A written public comment from a resident, Ethan Johnson, prompted a detailed commission discussion about how the draft ordinance will treat home‑based businesses and short‑term lodging.
Staff outlined a two‑tier approach: minor home occupations (low traffic, largely in‑home activity) versus major home occupations (allowing on‑site customers, limited employees). Commissioners focused on enforceable metrics for major occupations — options included limiting the share of the dwelling used, capping gross sales, specifying maximum customer or delivery trips, and setting hours for on‑site sales and employees. Several members favored daylight business hours to protect residential character; staff proposed 8 a.m.–6 p.m. as a default and noted alternatives such as 8 a.m.–8 p.m. were discussed.
Bed‑and‑breakfast rules drew particular attention. Staff read the proposed definition aloud: "An owner occupied or manager occupied building where for compensation and only by prearrangement for definite periods, lodging and meals are provided not to exceed 90 days per year. Limited to 5 guest rooms excluding resident management." Commissioners expressed concern about permitting manager‑occupied B&Bs and agreed to change the definition back to owner‑occupied only; staff will remove the manager‑occupied language.

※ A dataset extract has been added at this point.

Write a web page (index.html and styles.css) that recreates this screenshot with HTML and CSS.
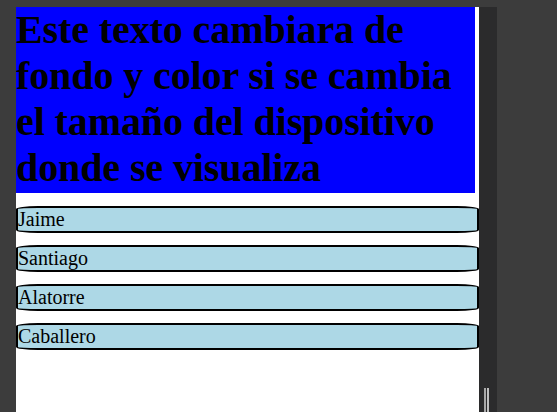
FILE: index.html
```html
<!DOCTYPE html>
<html lang="es">
<head>
<meta charset="utf-8">
<title>Responsive</title>
<link rel="stylesheet" href="styles.css">
</head>
<body>
<div class="frame">
  <div class="page">
    <h1 class="titulo">Este texto cambiara de fondo y color si se cambia el tamaño del dispositivo donde se visualiza</h1>
    <div class="lista">
      <div class="item">Jaime</div>
      <div class="item">Santiago</div>
      <div class="item">Alatorre</div>
      <div class="item">Caballero</div>
    </div>
  </div>
  <div class="strip">
    <div class="grip"></div>
  </div>
</div>
</body>
</html>
```
FILE: styles.css
```css
html, body {
  margin: 0;
  padding: 0;
  height: 100%;
}
body {
  background: #3c3c3c;
  font-family: "Liberation Serif", "Times New Roman", serif;
  overflow: hidden;
}
.frame {
  display: flex;
  padding: 7px 0 0 16px;
  height: 100%;
  box-sizing: border-box;
}
.page {
  width: 463px;
  background: #ffffff;
  height: 100%;
}
.titulo {
  margin: 0 4px 0 0;
  padding: 0 0 2px 0;
  background: #0000ff;
  color: #000000;
  font-size: 40px;
  font-weight: bold;
  line-height: 46px;
  letter-spacing: -0.1px;
}
.lista {
  display: flex;
  flex-direction: column;
  gap: 12px;
  margin-top: 13px;
}
.item {
  background: #add8e6;
  border: 2px solid #000000;
  border-bottom-width: 2.5px;
  border-radius: 22px / 3px;
  font-size: 20px;
  line-height: 23px;
  color: #000000;
}
.strip {
  width: 18px;
  height: 100%;
  background: #2b2b2c;
  position: relative;
}
.grip {
  position: absolute;
  left: 5px;
  bottom: 0;
  width: 5px;
  height: 24px;
  border-left: 2px solid #a8a8a8;
  border-right: 2px solid #c0c0c0;
  box-sizing: border-box;
}
```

Commissioners also debated parking requirements tied to guest rooms and home‑business customers. Staff said on‑site parking is required for B&B guest rooms and that lack of on‑lot parking should prevent permit issuance. For home occupations, staff proposed additional parking for nonresident employees and thought enforcement would rely in part on neighbor complaints and zoning administration.
What’s next: staff will draft concrete conditions for minor/major home occupations (including proposed hours, parking, dwelling‑area limits and delivery limits) and bring the recommended language back to the commission. The commission signaled it prefers owner‑occupied B&Bs and wants clearer enforceable limits for home businesses.